Task brief =
Do any lines in the data below contain "React"? If so, copy every one of them.
+++ Data shown
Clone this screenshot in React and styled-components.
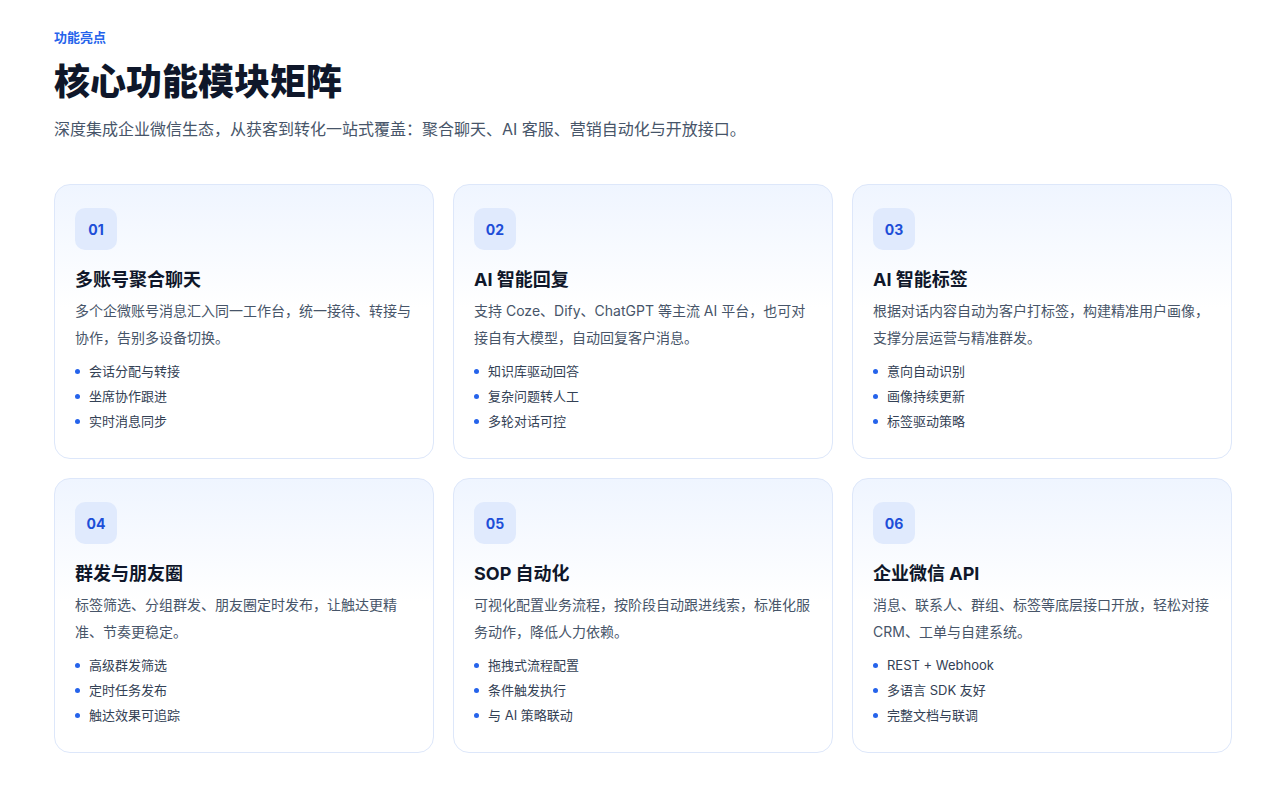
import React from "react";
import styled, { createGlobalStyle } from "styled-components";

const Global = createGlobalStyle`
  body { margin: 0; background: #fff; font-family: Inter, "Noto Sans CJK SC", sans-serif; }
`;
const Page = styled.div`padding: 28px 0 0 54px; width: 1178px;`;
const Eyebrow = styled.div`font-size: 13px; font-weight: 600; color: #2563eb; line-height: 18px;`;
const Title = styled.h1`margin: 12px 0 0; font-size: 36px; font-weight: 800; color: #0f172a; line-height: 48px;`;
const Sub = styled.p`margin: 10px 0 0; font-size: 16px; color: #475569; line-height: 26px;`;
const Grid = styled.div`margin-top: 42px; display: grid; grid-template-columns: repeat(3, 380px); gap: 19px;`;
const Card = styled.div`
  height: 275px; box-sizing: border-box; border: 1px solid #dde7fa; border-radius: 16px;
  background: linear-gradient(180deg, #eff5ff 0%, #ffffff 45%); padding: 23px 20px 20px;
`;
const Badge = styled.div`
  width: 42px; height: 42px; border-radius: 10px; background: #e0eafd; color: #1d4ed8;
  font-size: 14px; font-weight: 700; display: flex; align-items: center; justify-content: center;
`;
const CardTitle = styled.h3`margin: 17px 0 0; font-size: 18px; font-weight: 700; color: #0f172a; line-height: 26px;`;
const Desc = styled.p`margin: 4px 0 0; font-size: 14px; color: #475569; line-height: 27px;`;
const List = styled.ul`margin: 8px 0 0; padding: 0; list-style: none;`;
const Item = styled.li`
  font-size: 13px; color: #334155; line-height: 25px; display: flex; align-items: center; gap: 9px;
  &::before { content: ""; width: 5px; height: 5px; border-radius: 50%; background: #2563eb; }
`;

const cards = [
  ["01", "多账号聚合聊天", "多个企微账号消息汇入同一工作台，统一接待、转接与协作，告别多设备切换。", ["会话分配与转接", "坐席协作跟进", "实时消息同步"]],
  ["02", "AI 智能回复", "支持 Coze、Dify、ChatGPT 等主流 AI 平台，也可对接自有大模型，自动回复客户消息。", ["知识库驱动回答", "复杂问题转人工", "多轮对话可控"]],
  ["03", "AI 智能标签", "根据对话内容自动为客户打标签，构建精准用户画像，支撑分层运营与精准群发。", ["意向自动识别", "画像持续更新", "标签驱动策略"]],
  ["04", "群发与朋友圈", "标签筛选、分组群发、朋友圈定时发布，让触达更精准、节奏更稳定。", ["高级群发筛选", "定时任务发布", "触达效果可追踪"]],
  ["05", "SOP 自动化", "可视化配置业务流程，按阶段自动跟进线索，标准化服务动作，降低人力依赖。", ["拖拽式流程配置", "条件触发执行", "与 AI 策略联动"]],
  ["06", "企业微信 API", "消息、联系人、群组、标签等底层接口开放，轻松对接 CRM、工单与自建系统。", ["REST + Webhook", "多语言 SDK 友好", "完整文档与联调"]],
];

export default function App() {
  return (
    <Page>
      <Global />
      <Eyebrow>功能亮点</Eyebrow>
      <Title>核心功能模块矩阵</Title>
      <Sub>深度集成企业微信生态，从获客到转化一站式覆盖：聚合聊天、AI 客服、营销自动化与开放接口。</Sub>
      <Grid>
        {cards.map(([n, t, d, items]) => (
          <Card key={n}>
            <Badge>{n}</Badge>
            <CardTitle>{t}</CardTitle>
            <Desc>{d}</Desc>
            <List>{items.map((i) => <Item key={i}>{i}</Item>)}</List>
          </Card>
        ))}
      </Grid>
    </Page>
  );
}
++++++
+++ Data shown
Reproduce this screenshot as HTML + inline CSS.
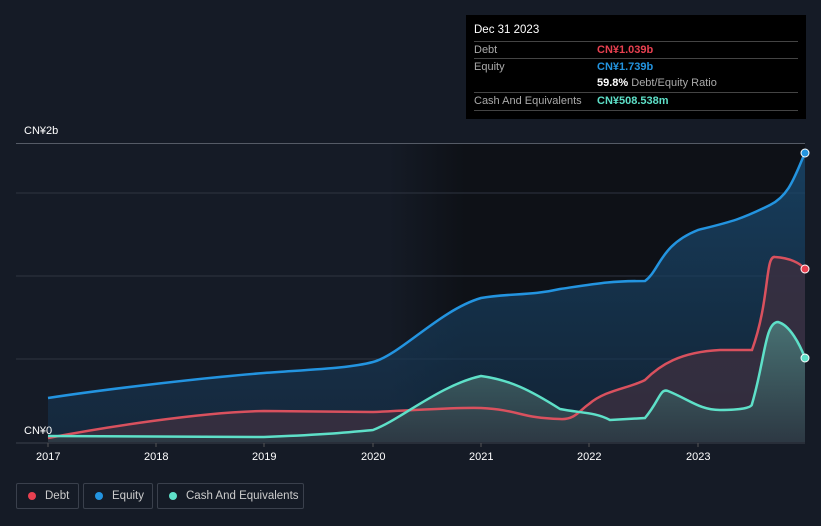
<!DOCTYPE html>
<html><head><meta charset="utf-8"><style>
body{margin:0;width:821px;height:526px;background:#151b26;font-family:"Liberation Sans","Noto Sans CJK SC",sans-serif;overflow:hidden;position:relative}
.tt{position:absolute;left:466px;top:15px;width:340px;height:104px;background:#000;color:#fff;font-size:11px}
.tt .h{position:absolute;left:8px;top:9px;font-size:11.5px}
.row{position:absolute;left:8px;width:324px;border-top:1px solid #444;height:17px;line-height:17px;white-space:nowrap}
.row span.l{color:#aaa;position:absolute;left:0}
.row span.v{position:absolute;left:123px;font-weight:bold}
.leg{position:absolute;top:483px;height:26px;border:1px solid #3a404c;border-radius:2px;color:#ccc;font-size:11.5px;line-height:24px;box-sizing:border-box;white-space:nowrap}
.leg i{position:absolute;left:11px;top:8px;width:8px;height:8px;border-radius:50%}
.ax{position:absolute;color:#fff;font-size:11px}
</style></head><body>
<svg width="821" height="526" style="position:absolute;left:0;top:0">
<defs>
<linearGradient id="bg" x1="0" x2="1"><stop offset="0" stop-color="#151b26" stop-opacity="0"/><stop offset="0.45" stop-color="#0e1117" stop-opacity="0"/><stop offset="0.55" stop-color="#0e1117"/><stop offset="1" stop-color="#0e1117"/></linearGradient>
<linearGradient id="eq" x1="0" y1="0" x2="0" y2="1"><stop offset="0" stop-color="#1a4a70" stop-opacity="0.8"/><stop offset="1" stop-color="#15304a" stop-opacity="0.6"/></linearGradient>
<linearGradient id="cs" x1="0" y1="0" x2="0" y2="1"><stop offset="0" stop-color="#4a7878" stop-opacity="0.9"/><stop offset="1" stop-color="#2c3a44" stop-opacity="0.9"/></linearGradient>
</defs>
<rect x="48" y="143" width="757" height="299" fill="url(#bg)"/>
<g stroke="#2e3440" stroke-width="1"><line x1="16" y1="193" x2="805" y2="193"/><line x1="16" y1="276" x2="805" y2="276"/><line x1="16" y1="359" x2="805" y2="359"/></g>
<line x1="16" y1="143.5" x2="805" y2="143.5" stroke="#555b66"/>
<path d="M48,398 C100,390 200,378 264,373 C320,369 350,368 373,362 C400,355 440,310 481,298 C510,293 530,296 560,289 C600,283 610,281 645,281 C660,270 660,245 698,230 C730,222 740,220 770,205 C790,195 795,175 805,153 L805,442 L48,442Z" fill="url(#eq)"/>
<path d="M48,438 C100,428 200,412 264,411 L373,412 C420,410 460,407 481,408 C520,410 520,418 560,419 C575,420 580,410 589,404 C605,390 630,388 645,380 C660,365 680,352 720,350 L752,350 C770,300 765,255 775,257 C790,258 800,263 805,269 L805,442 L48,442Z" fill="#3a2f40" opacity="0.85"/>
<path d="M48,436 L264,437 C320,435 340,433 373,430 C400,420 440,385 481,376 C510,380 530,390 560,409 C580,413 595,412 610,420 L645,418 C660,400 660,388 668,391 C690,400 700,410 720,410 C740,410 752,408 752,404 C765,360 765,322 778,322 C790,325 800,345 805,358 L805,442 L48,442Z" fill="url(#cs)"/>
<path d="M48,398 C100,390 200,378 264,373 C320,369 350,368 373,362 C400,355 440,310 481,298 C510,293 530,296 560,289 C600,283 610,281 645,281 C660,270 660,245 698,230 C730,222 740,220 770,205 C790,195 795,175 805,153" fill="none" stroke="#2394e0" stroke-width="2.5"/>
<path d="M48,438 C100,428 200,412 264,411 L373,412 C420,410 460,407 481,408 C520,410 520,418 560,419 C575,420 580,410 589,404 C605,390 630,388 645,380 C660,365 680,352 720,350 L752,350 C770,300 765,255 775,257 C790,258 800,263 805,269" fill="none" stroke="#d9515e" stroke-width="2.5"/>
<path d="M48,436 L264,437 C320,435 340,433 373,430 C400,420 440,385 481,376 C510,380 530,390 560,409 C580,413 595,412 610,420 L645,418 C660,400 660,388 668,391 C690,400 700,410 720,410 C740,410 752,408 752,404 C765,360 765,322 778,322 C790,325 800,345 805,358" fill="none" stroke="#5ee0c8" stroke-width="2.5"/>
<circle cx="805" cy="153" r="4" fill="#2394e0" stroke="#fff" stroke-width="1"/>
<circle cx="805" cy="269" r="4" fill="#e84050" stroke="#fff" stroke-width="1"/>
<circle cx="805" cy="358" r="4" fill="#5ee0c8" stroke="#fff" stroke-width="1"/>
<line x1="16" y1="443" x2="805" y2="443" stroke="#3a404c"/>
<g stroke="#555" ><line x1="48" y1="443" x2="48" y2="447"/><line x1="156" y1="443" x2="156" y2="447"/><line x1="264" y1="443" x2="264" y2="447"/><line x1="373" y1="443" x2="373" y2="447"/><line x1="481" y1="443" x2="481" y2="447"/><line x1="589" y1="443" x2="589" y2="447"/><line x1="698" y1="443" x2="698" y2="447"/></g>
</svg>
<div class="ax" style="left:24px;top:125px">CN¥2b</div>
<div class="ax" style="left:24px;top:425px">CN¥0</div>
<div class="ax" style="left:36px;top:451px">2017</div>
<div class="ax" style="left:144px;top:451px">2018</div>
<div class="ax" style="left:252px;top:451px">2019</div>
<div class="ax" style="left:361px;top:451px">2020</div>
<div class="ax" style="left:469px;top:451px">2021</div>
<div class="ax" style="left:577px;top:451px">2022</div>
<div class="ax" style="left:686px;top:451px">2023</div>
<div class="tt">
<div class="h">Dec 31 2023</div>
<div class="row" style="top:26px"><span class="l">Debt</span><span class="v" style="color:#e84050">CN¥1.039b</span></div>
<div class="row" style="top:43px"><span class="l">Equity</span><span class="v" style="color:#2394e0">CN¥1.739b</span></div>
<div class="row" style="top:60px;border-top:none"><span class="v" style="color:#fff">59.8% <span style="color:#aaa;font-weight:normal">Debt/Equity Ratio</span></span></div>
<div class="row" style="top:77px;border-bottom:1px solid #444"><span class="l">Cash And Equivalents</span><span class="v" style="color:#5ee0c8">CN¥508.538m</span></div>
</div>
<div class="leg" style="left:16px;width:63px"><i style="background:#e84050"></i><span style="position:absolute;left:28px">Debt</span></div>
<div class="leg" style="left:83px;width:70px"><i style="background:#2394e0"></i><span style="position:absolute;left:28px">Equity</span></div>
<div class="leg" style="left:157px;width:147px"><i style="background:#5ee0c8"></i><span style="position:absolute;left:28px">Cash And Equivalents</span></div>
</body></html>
++++++
Written solution =
Clone this screenshot in React and styled-components.
import React from "react";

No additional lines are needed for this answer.